Quality of Herbal Products
Quality of Herbal Products
February 2000; Volume 2: 12-13
By Tieraona Low Dog, MD
Practitioners and consumers are uncertain about which criteria to use in comparing the quality of different herbal products. The few people who really know which criteria to apply are those who are actively involved in product manufacture and often provide information that is "biased" in favor of their own procedures. This makes objective comparison for the herbal practitioner very difficult: It often becomes a case of "Whom do I believe?" The following questions should be considered when discussing the quality of herbs:
Have we been sold the correct species?
To answer any of these questions, a certificate of analysis is required. Any certificate must name the plant species and then justify the accurate naming of the species with the following information: microscopic appearance, odor, taste, microanalysis (including thin layer chromatography), and knowledge of the collection location.
Is the herb clean?
Testing an herb’s cleanliness will give an overall picture of purity and quality, and will provide information regarding soil contamination and contamination from other organic sources, including the less desirable parts of the same plant. This is most commonly done by testing for the total ash and acid insoluble ash content.
Is the sample pure? Do we have the correct part of the plant? Is there any contamination?
Macroscopic and microscopic tests give a good indication as to the sample’s purity. One can usually see overt contamination from other plant material and from the less desirable part of the same plant. A small level of contamination with non-specific organic matter (less than 2%) is allowable.
Has the plant been harvested at the correct time?
For example, roots should be collected in the autumn or early spring when sugars, nutrients, etc. have descended back into or not started to rise from the root. The test which most closely correlates to this question determines the water soluble extractive content of the herb.
Has the company used sound extraction techniques to obtain the full range of active constituents?
Herbal products should be standardized to ensure that they are high quality and contain a consistent level of the therapeutically active plant constituent. (See Alternative Therapies in Women’s Health, July 1999, pp. 57-59.)
Have any known markers been assayed?
In a significant number of cases, it is desirable to know the levels of certain active constituents—the tropane or berberine alkaloids for example. This allows us to achieve safe therapeutic doses and avoid potential problems of toxicity.
Has the herb been sufficiently dried and well prepared?
Appearances can be deceiving. A dried herb should contain a total yeast and mold count of less than 100 organisms/g. Figures of 10,000 organisms/g are commonplace, and this often correlates with a high moisture content.
Is the herb organic, collected in the wild, or commercially cultivated?
Clearly we should avoid commercially cultivated products where spraying has been employed. However, there is no available evidence to suggest that one technique regularly yields products with lower pesticide residues than another since contamination is possible on any crop or wild area due to water- or wind-borne pollution.
Has a microbiological assay been performed?
Microbiological assays are becoming more and more important as legislation worldwide tightens with regard to herbal remedies. Limits that have already been set in Europe include total viable count, total number of live microorganisms, total yeast and molds, coliform count, E. coli, and Salmonella.

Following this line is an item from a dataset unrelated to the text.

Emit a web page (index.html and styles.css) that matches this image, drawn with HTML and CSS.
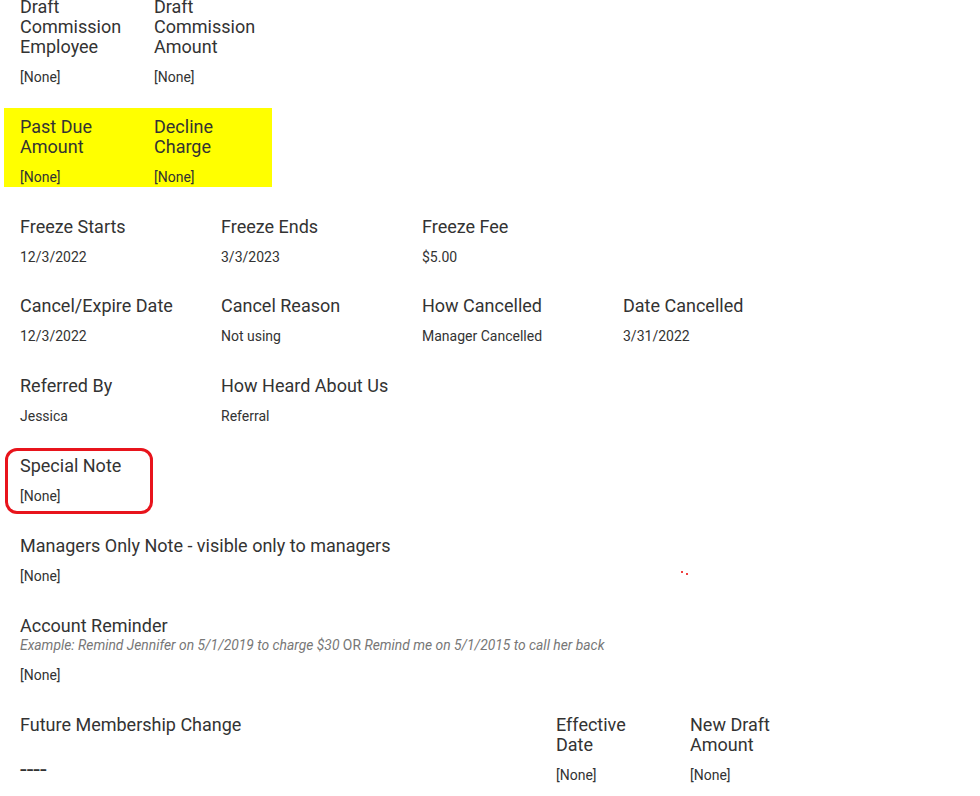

Have pesticide residues been checked?
For the most part, pesticide analyses are not routinely undertaken except in those cases where specific problems are known to exist. Isolated problems do occur, however, and these tend to be country specific. With the gradual increase in medicinal herb cultivation it will be interesting to see if this potential problem worsens.
Do I trust the information and documentation (if any) provided?
Different individuals place emphasis on different areas. For some, it may be more important that an herb is organic rather than tested by a specific active assay, while for others precisely the opposite is true. Unfortunately, to find both is a rarity.